Is it because we believe men in uniform, marching in straight order, have more symbolic legitimacy than the lives of rebellious people in barbaric peripheries , the lives of indigenous minorities, or the urban poor swept away from our cities by the cops to clear way for our shiny new malls? Is it because we buy into the legal dogma that the state should have the monopoly over the use of force?

Is our willingness to submit to unjust authority the standard by which our society judges its martyrs? Is martyrdom a choice? Is a virulent, right-wing nationalism obsessed over territorial integrity and the fiction of a homogenous Filipino nation more important than justice for our people?

If our troops are our heroes, who exactly are they defending? Why is the value of a civilian life seemingly less than that of a cop or a soldier mandated to protect us?

These are troubling questions.
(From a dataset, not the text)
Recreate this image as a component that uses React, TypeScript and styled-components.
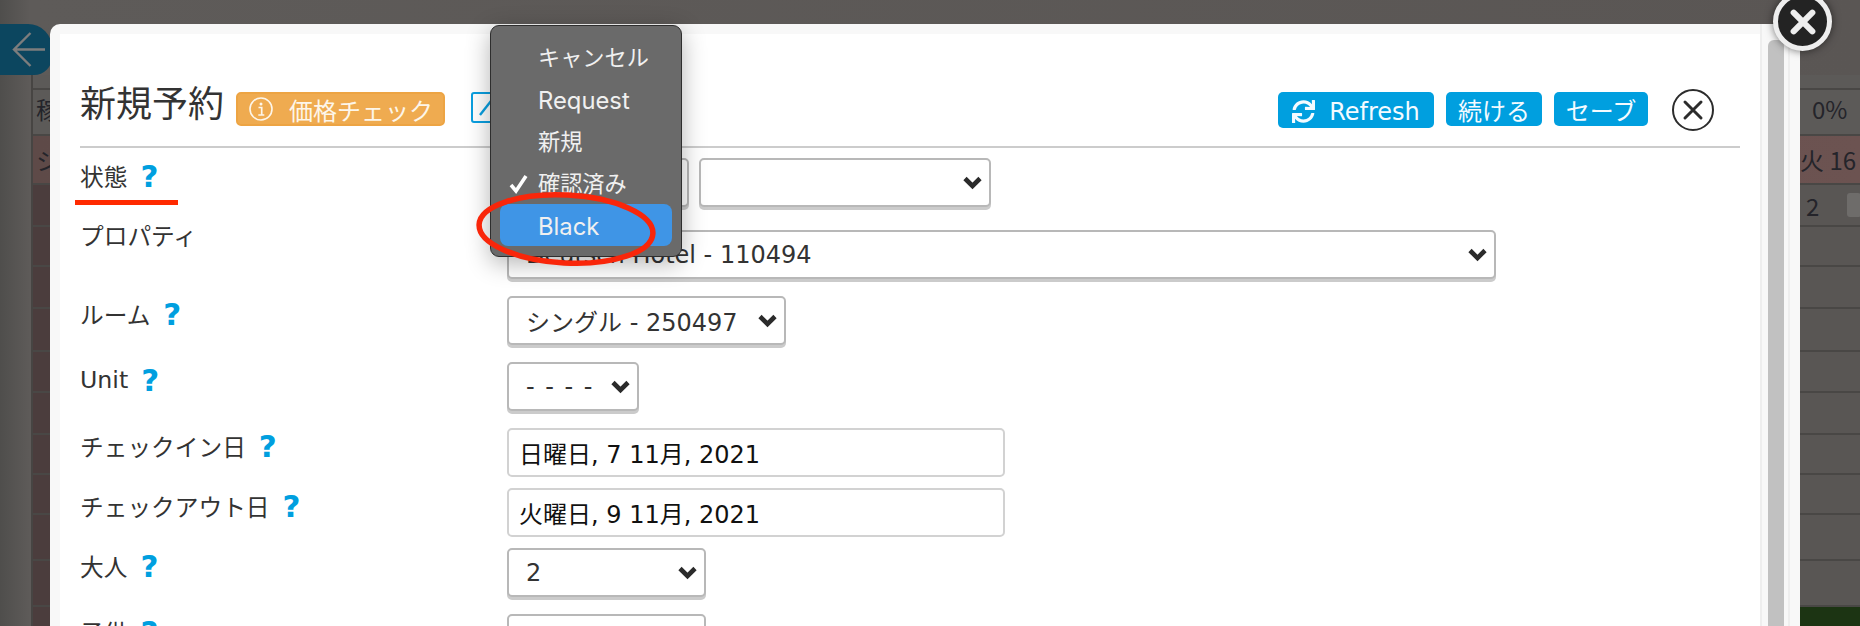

Especially so in situations where the boundaries between the powerful and powerless are revealed for what they are: porous and contested, where loyalties blur between master and slave, and where black and white fade into uneasy grey – as things nearly always are in the real world.

But if we are truly concerned about ending war by dealing with its causes, then the road to peace starts with a sense of proportion and history.

The basic rule of thumb in conflict situations is this: any man who commands others to wield a gun and slaughter innocents in the name of freedom, economic development, counter-terrorism, or the “nation” is a liar. Things get complicated where the power to distinguish the innocent from the guilty, the martyr from the terrorist, is left to those who can afford that power. In a world where lives are bought and sold to the highest bidder, the most profitable are the merchants of death.

In this light, to truly “honour” the lives of the SAF fighters — and the nameless civilians who died with them — is to frame their deaths in the context of the structural violence that these men (many from impoverished families) have been bred and trained to embrace. It is to see their wasted lives in the context of a history of bloodshed in a region where the rule of the gun is the only law.

To truly honour the deaths of the victims of Mindanao and Manila’s elites begins with the sober recognition that obedience without conscience is at the heart of a militarism committed to protecting the status quo. Victims – for that is what they are – victims of a game we are all forced to play. A game that pits slaves against one another to feed the profitable jaws of war and empire.

You want war? We are already in one. But any war that does not have, as its ultimate objective, the pursuit of lasting peace rooted in justice for our people, is not one worth fighting.